Liberare i talenti per riconquistare competitività 

Abbiamo cominciato la prima giornata di FORUM PA 2008 con l’attenzione alle persone e, come seguendo un imprevedibile filo conduttore, ci troviamo a chiudere questa 19^ edizione con una riflessione sull’importanza dei talenti per sviluppare le potenzialità innovative del Paese. Lo spunto ce lo ha dato il convegno sul VII Programma quadro di ricerca e sviluppo tecnologico dell’Unione Europea, che sarà in vigore fino al 2013, si è parlato infatti della strategia italiana per una nuova competitività e del rapporto tra ricerca, finanza e innovazione.
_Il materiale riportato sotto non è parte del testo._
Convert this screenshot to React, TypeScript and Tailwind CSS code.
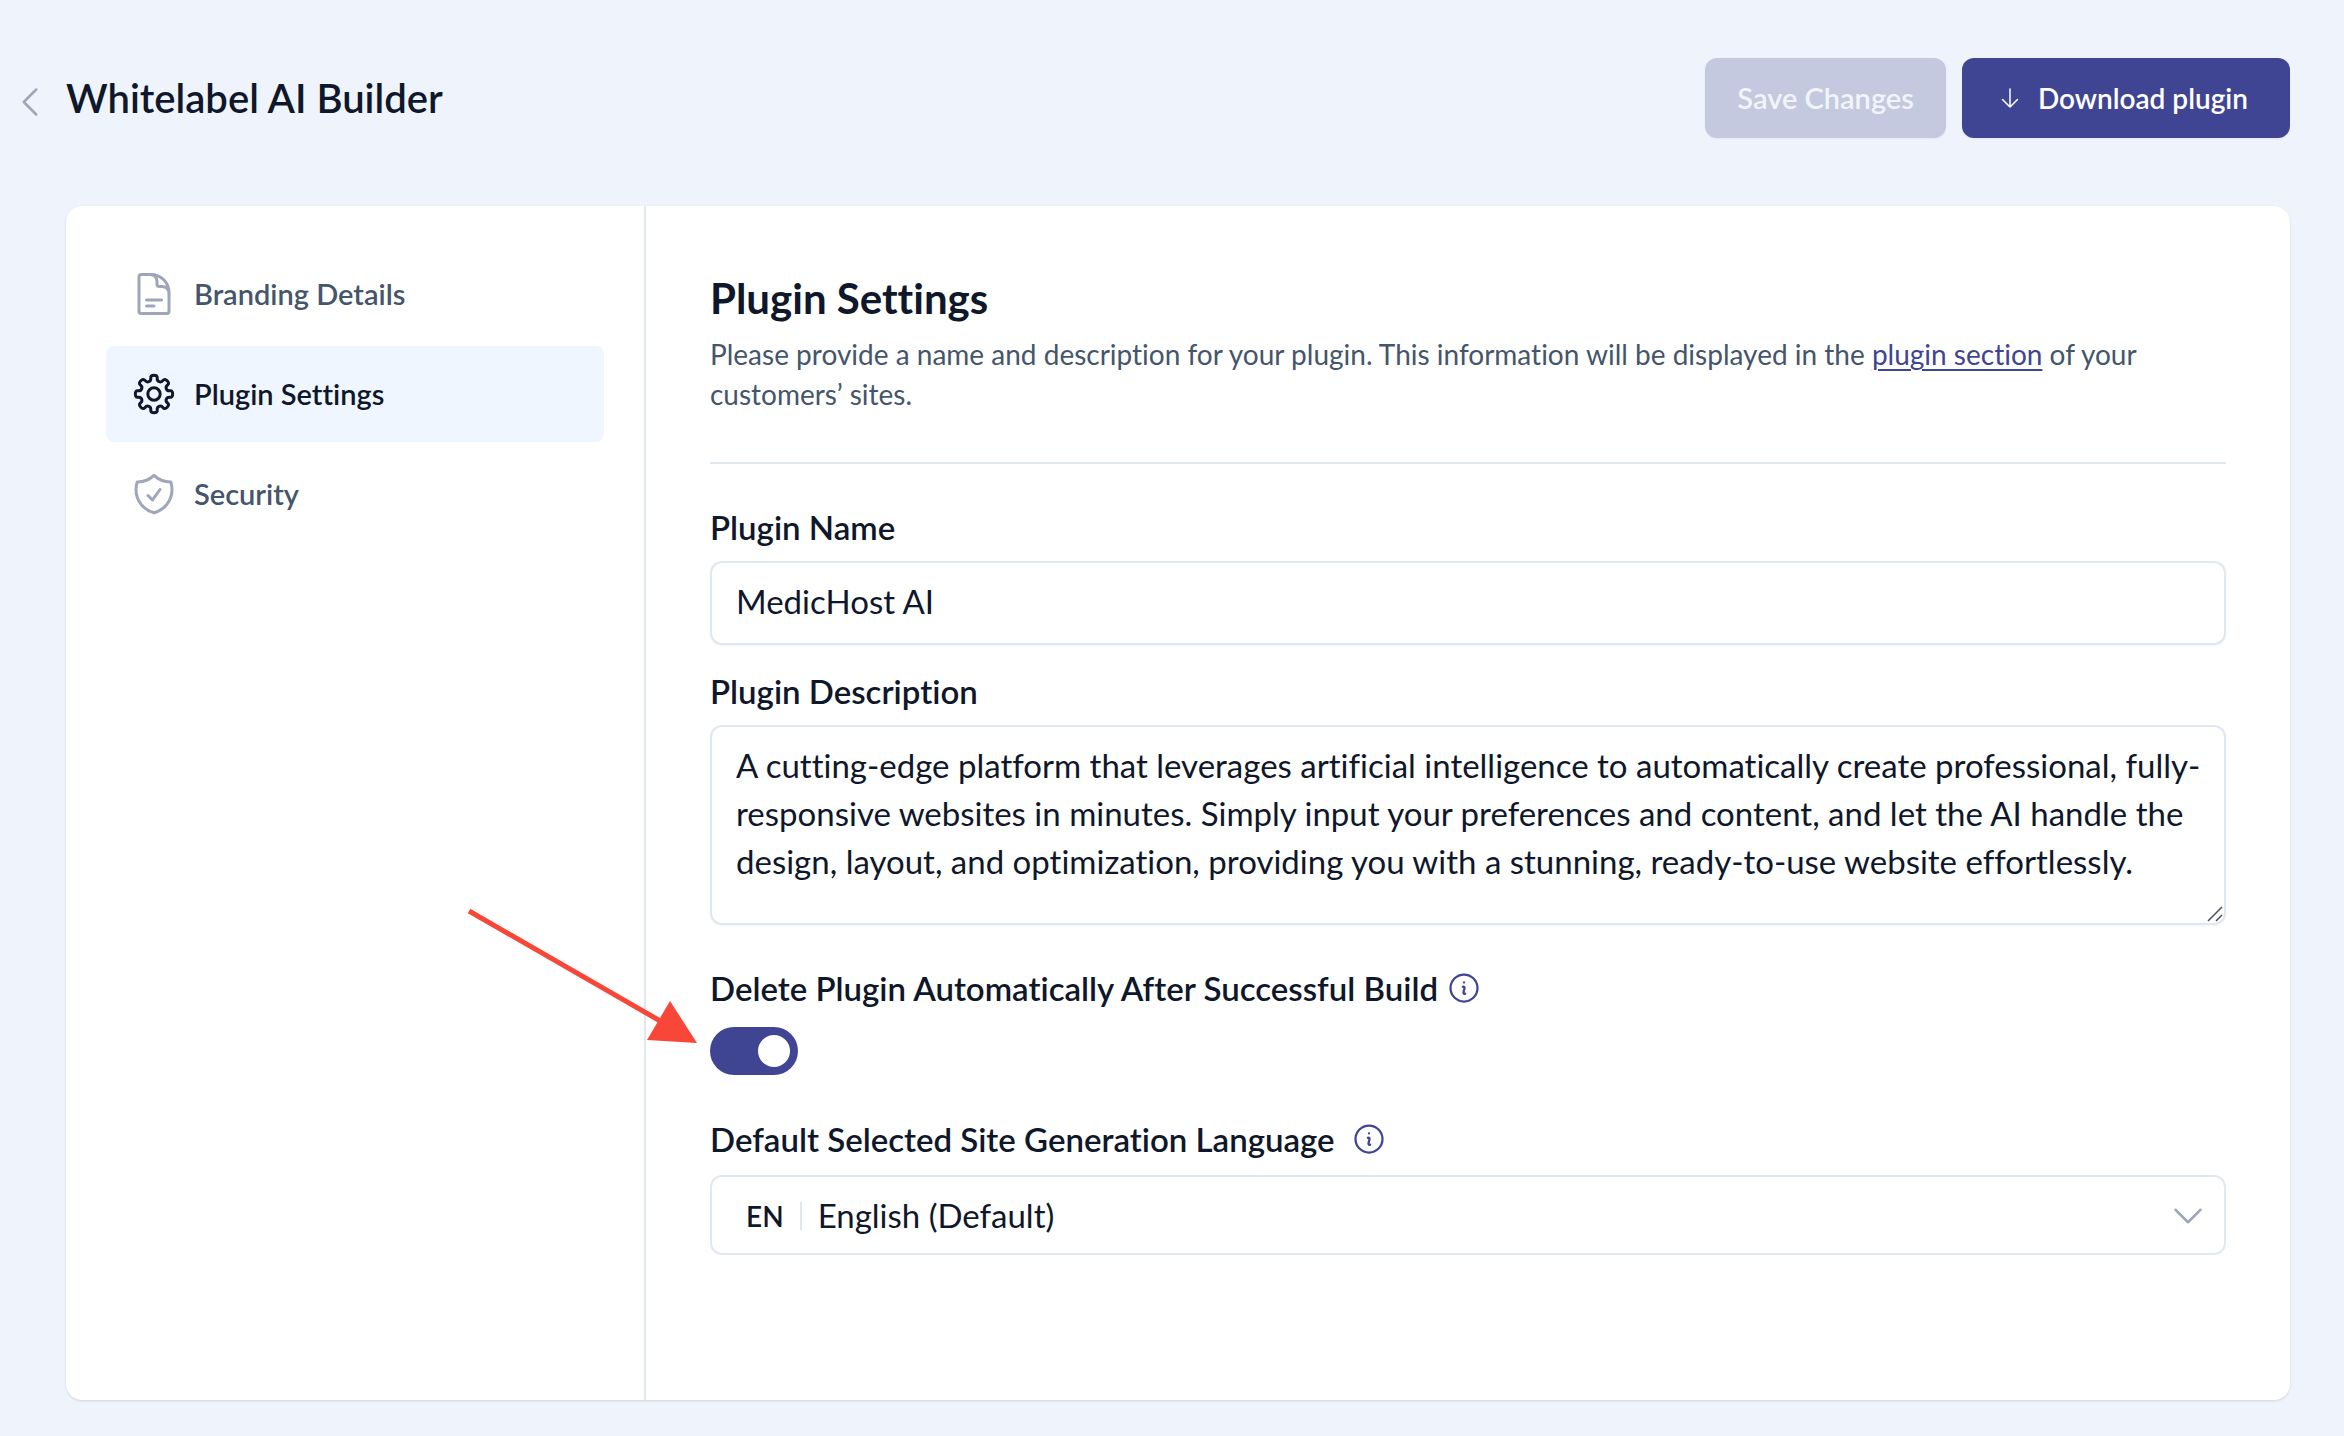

Una buona occasione di confronto, anche perché la pubblica amministrazione fa parte del gruppo di attori che devono necessariamente partecipare al processo di innovazione del Paese. Lo ha ricordato Ezio Andreta, Commissario dell’Agenzia nazionale per l’innovazione, sottolineando proprio l’importanza della partecipazione dei diversi soggetti alle politiche per la competitività: oltre alla PA, il mondo della ricerca, l’industria, la finanza e la società in generale.

Oggi l’Europa cresce molto meno di altre parti del mondo anche perché presenta un ritardo di tipo culturale: manca cioè quella trasformazione che deve accompagnare il passaggio da un’economia basata sulle risorse a una basata sulla conoscenza. C’è una scarsa utilizzazione, ha ricordato Andreta, della produzione di eccellenza, che non si trasforma in prodotti competitivi; inoltre, pesa molto la competizione dei Paesi emergenti che sono entrati anche loro nella fase di produzione della conoscenza.
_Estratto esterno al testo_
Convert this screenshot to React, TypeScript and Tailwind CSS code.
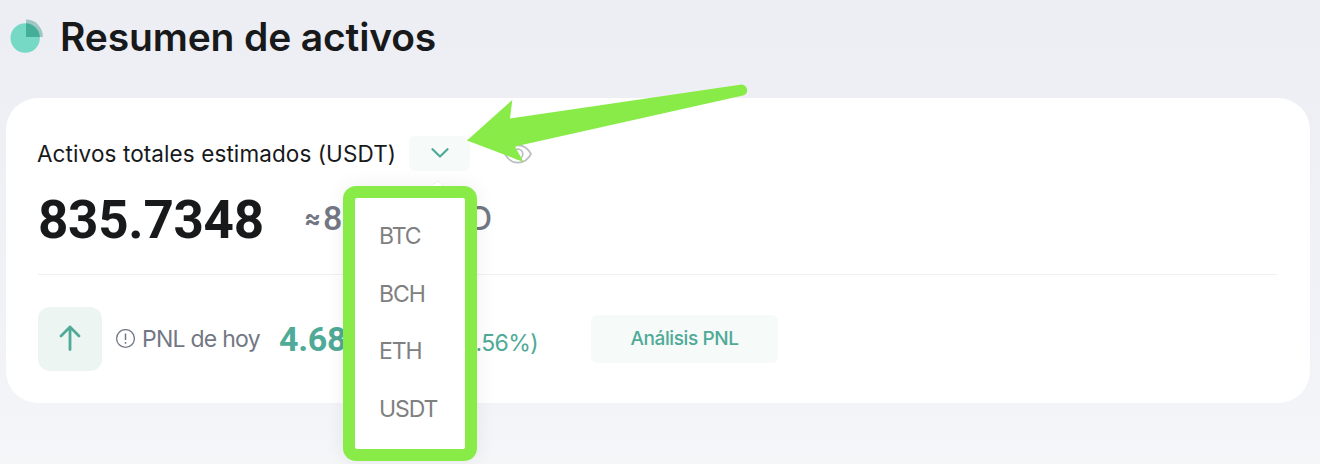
const currencies = ['BTC', 'BCH', 'ETH', 'USDT'];

function PieIcon() {
  return (
    <svg className="h-[36px] w-[34px] shrink-0" viewBox="0 0 34 36" aria-hidden="true">
      <circle cx="15.2" cy="20" r="14.700" fill="#75d9c5" />
      <path d="M16 1.500A16.800 17 0 0 1 32.800 19H16Z" fill="#1f8a75" fillOpacity="0.38" />
      <path d="M16 5.300A14.700 14.700 0 0 1 29.800 19H16Z" fill="#26917b" fillOpacity="0.3" />
    </svg>
  );
}

function EyeIcon() {
  return (
    <svg className="ml-[34px] h-[20px] w-[28px]" viewBox="0 0 28 20" fill="none" stroke="#babdc2" strokeWidth="1.7" aria-hidden="true">
      <path d="M1 10C4 4.5 8.5 1.3 14 1.3S24 4.5 27 10C24 15.5 19.500 18.700 14 18.700S4 15.500 1 10Z" />
      <circle cx="14" cy="10" r="4.800" />
    </svg>
  );
}

function CurrencyMenu() {
  return (
    <div className="absolute left-[343px] top-[186px] h-[275px] w-[134px] rounded-[13px] bg-[#89eb47] p-[12px] shadow-[0_0_20px_rgba(0,0,0,0.07)]">
      <ul className="flex h-[251px] flex-col rounded-[2px] bg-white pl-[24px] pt-[9px] text-[23px] tracking-[-1.1px] text-[#808080]">
        {currencies.map((c) => (
          <li key={c} className="h-[57.700px] leading-[58px]">{c}</li>
        ))}
      </ul>
    </div>
  );
}

export default function App() {
  return (
    <main className="relative h-[464px] w-[1320px] overflow-hidden bg-linear-to-b from-[#edeef3] via-[#f1f2f7] via-70% to-[#f5f6f8] font-['Inter','Liberation_Sans',sans-serif] text-[#17191b]">
      <header className="flex h-[98px] items-start pl-[10px] pt-[18px]">
        <PieIcon />
        <h1 className="ml-[16px] whitespace-nowrap text-[39px] font-semibold leading-[38px] tracking-[-0.15px]">Resumen de activos</h1>
      </header>

      <section className="ml-[6px] flex h-[305px] w-[1304px] flex-col rounded-[32px] bg-white px-[32px] pt-[38px]">
        <div className="flex h-[35px] items-center">
          <span className="-ml-[1px] w-[372px] whitespace-nowrap text-[22.500px] tracking-[0.1px]">Activos totales estimados (USDT)</span>
          <button className="flex h-[35px] w-[61px] shrink-0 items-center justify-center rounded-[6px] bg-[#f6faf9]" aria-label="Moneda">
            <svg className="mb-[1px] h-[10px] w-[18px]" viewBox="0 0 18 10" fill="none" stroke="#4faa97" strokeWidth="2.200" strokeLinecap="round" strokeLinejoin="round">
              <path d="M1.500 1.200L9 8.500L16.500 1.200" />
            </svg>
          </button>
          <EyeIcon />
        </div>

        <div className="mr-[1px] flex h-[104px] shrink-0 items-start border-b border-[#eff0f2] pt-[17px]">
          <strong className="w-[266px] font-['Roboto'] text-[53px] font-bold leading-[64px] tracking-[-0.3px]">835.7348</strong>
          <span className="flex w-[188px] items-center justify-between whitespace-nowrap text-[32px] leading-[61px] text-[#737784]">
            <span className="flex items-center gap-[2px]">
              <span className="text-[25px] font-bold">≈</span>
              <span className="font-['Roboto'] text-[34px] font-medium">8</span>
            </span>
            <span className="font-medium">D</span>
          </span>
        </div>

        <div className="flex h-[128px] shrink-0 items-center">
          <div className="flex h-[64px] w-[64px] items-center justify-center rounded-[12px] bg-[#edf5f3]">
            <svg className="mb-[3px] h-[26px] w-[22px]" viewBox="0 0 22 26" fill="none" stroke="#4faa97" strokeWidth="2.800" strokeLinecap="round" strokeLinejoin="round">
              <path d="M11 24.500V2M2 11L11 2L20 11" />
            </svg>
          </div>
          <svg className="ml-[13px] h-[20px] w-[20px]" viewBox="0 0 20 20" fill="none" stroke="#737784" strokeWidth="1.300">
            <circle cx="10.500" cy="9.500" r="8.900" />
            <path d="M10.500 4.500V11M10.500 13V14.800" strokeWidth="1.500" />
          </svg>
          <span className="ml-[7px] w-[137px] whitespace-nowrap text-[23px] tracking-[-0.75px] text-[#737784]">PNL de hoy</span>
          <span className="w-[112px] font-['Roboto'] text-[34px] font-bold tracking-[-0.3px] text-[#4faa97]">4.68</span>
          <span className="mt-[8px] flex w-[147px] justify-end whitespace-nowrap text-[23px] tracking-[-0.6px] text-[#4faa97]">.56%)</span>
          <button className="ml-[53px] h-[48px] w-[187px] rounded-[6px] bg-[#f6faf9] text-[19px] font-medium tracking-[-0.4px] text-[#4faa97]">Análisis PNL</button>
        </div>
      </section>

      <CurrencyMenu />
      <svg className="absolute left-[430px] top-[180px] h-[6px] w-[16px]" viewBox="0 0 16 6" aria-hidden="true">
        <path d="M1 6L8 1L13 6" fill="#fff" stroke="#eeeeef" />
      </svg>
      <svg className="absolute left-[460px] top-[80px] h-[90px] w-[300px]" viewBox="460 80 300 90" aria-hidden="true">
        <path d="M467 140.500L512.300 100L510 118.500L740 84.700Q745 84 747 89Q748 94 743 95.500L515 146.500L523.500 162Z" fill="#89eb47" />
      </svg>
    </main>
  );
}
Quindi, scarsi investimenti in ricerca e conoscenza sia da parte dei governi che da parte delle industrie (e senza conoscenza non c’è futuro!), scarsa valorizzazione delle risorse umane e, in particolare, di quelle ad alto tasso di istruzione (in Europa il 14% dei laureati è disoccupato), esodo di cervelli, incapacità di trasformare la conoscenza in innovazione. Questi i problemi principali messi sul tappeto della discussione, nel corso della quale si è parlato di una nuova convergenza di attori e strumenti dei diversi Paesi europei verso politiche di innovazione, di scambio delle conoscenze e integrazione delle eccellenze per fare sistema, di investimenti, di formazione per la crescita dell’individuo, di prospettive per i giovani e investimenti sul futuro. Perché puntare sulla ricerca significa mettere in conto che i risultati delle politiche di oggi si vedranno solo tra qualche anno, come ha ricordato Mario Alì, Direttore Generale per le Strategie e lo Sviluppo dell'Internazionalizzazione della Ricerca Scientifica e Tecnologica del Ministero dell'Università e della Ricerca.

“Non si fa innovazione senza liberare i talenti”, tiene a sottolineare Alessandra Perrazzelli, curatrice del convegno, responsabile dell’Ufficio International Affairs del Gruppo Intesa Sanpaolo e Amministratore delegato della società “Intesa Sanpaolo Eurodesk”.
“Il problema fondamentale è ricominciare a investire in educazione e formazione dei giovani”, ci dice nel corso di una breve chiacchierata al termine del convegno. “In Italia siamo passati da una scuola, che aveva sì alcune lacune (per esempio nell’insegnamento delle lingue) ma che preparava comunque i giovani, ad uno scimmiottamento di temi e modelli scolastici di altri Paesi, che in realtà non garantiscono un’educazione e un training portante per i nostri ragazzi”.

“Le persone si formano dai zero ai 18 anni – continua – quindi bisogna innanzitutto reinvestire in educazione. Ci vuole poi generosità e strategia per portare avanti i talenti e occorre, quindi, muoversi in maniera trasversale facendo venire meno gli interessi costituiti che mantengono lo status quo. Penso, ad esempio, alla difficoltà che hanno i nostri giovani a diventare capi, a diventare responsabili. Noi abbiamo una classe che va dai 30 ai 40 anni che non ha chance, sono tutte energie perse che, o vanno fuori dal nostro Paese, o rimangono nell’impossibilità di esprimersi”.
Infine, una nota sul mondo femminile: “Bisogna creare le premesse per inserire sempre più le donne nel mondo del lavoro: questa è una condizione essenziale per liberare i talenti. Le donne possono portare una capacità multitask, che è loro caratteristica peculiare e che diventa fondamentale nella società della conoscenza. Ricordiamo che oggi il cervello non lo si studia più verticalmente, ma come relazione: ciò che conta è il fatto di poter incrociare e mettere in relazione tutte le capacità e le diverse parti che lo compongono”.